Blueberries have been sighted at the store! Sheila and I both love anything made with them – muffins, jelly, jam, syrup, cookies, pancakes – you get the idea. We buy as many berries as we can while the crop is at its peak, then freeze most of them to save for later in the year. There’s a special shelf set aside in our freezer just for blueberries.
This year, we happened to buy a small watermelon during the same shopping trip, so this morning we made watermelon-blueberry smoothies for breakfast. Wow! They were great.
Here are two of our favorite fruit smoothie recipes:
Watermelon-Blueberry Smoothie (pictured above)
Ingredients
1 cup frozen blueberries
2 1/2 cups cubed seedless watermelon
1/2 cup watermelon juice
pinch sea salt
Preparation
Use 16 oz (or bigger) blender.
Make watermelon juice by squeezing/straining 1 cup cubed watermelon through a medium-mesh strainer held over measuring cup. Makes 1/2 cup juice.

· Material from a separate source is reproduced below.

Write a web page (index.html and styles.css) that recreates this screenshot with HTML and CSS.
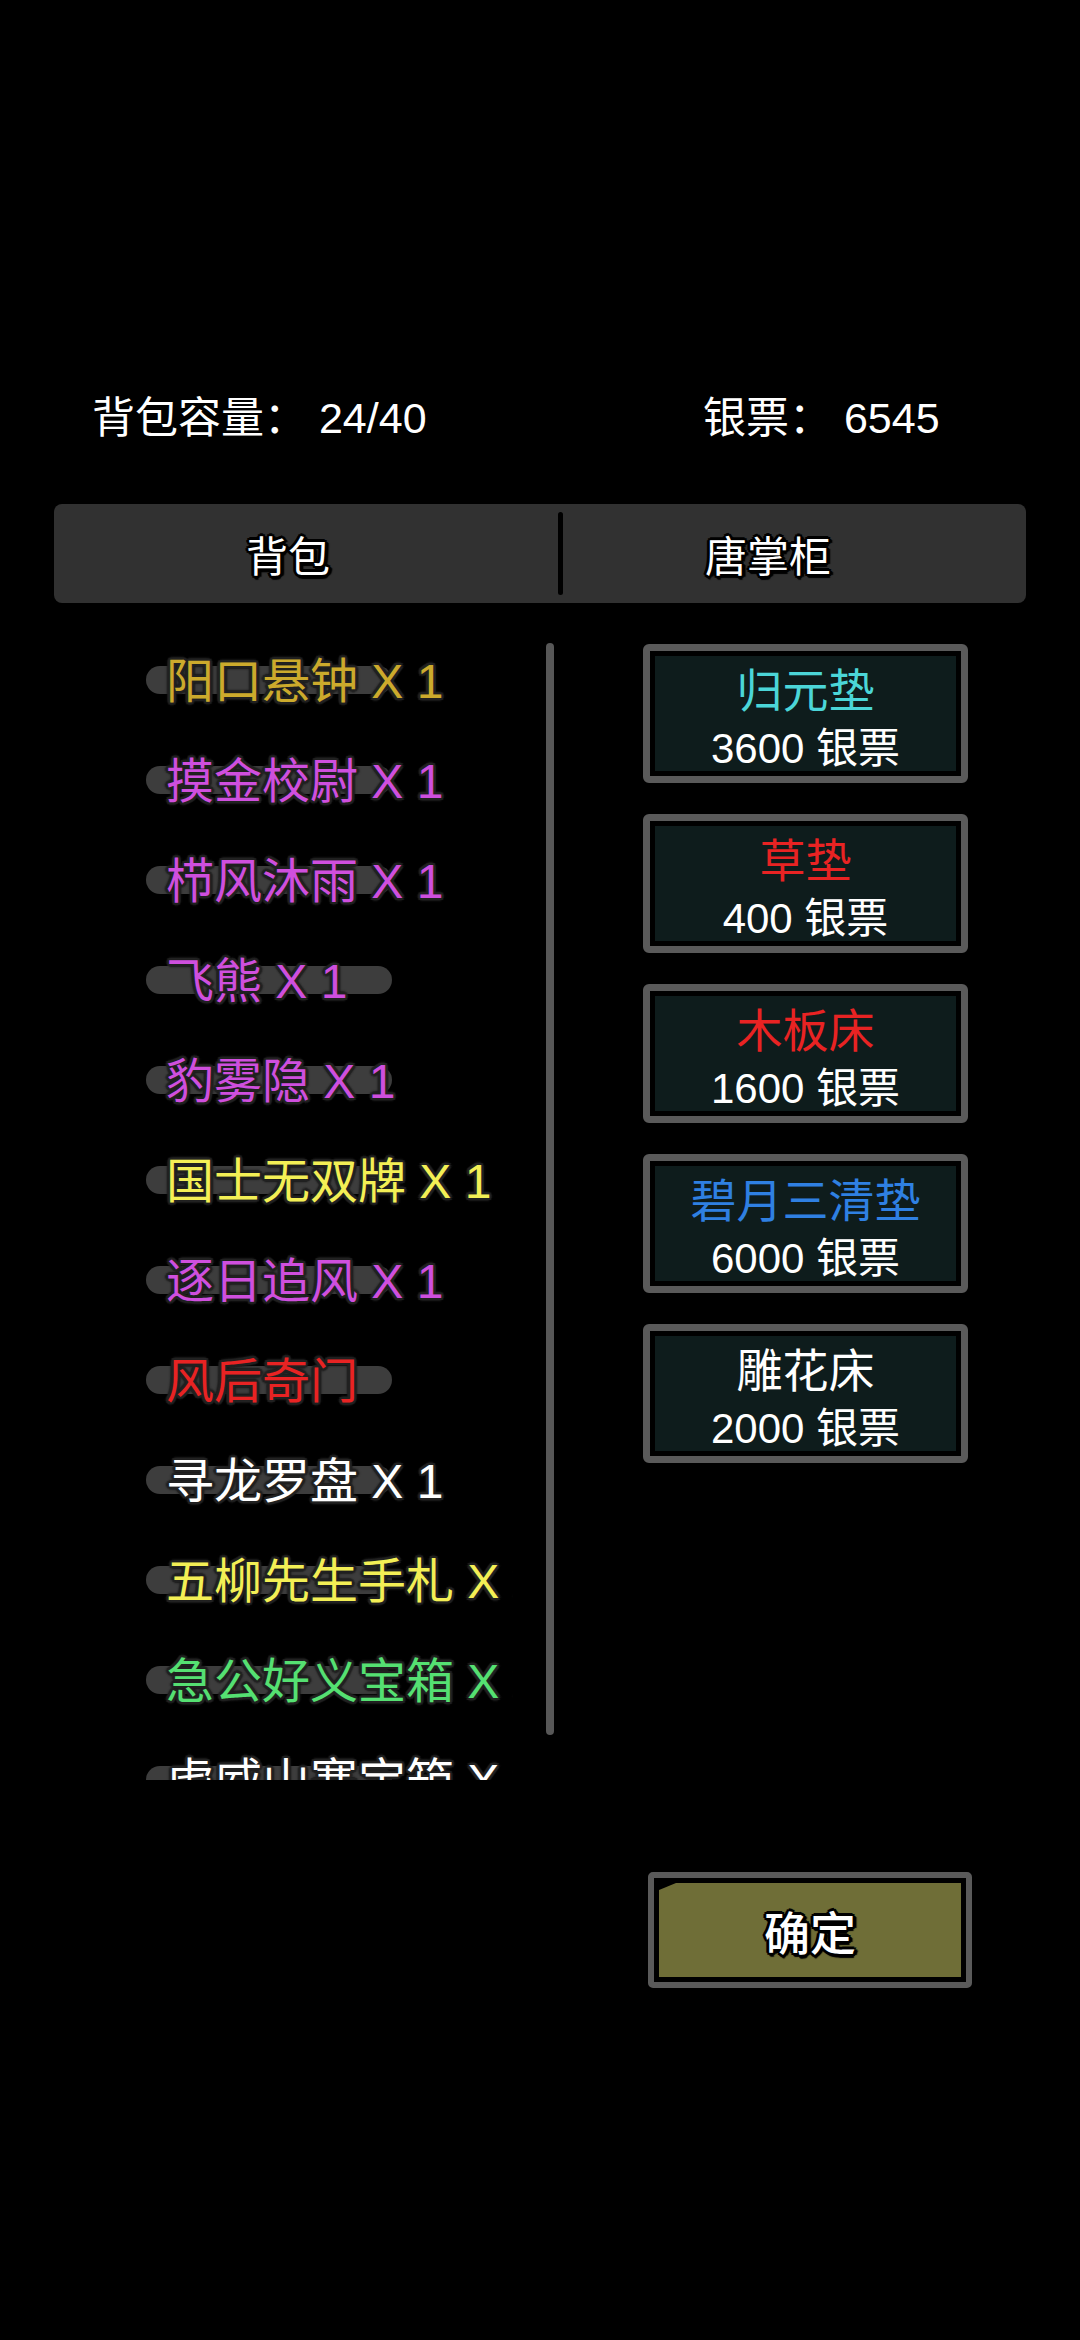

Add blueberries, 1 1/2 cups cubed watermelon, watermelon juice to the blender.
Add pinch of sea salt to blender.
Blend until smooth, about 1 minute.
Serves 1
Blueberry Smoothie
Ingredients:
1 cup frozen blueberries
6 oz. canned pineapple juice
1/2 cup water
Pinch sea salt
Preparation
Use 16 oz. blender (or bigger)
Add blueberries, pineapple juice, water, and sea salt to blender.
Blend until smooth, about 1 minute.
Serves 1
Variations:
Sheila adds 2 Tablespoons almond butter and a scoop of protein powder to her blueberry smoothies to change them to protein smoothies.
Whether you prefer plain or fancy, I can report that nobody in our house died drinking either kind. Enjoy!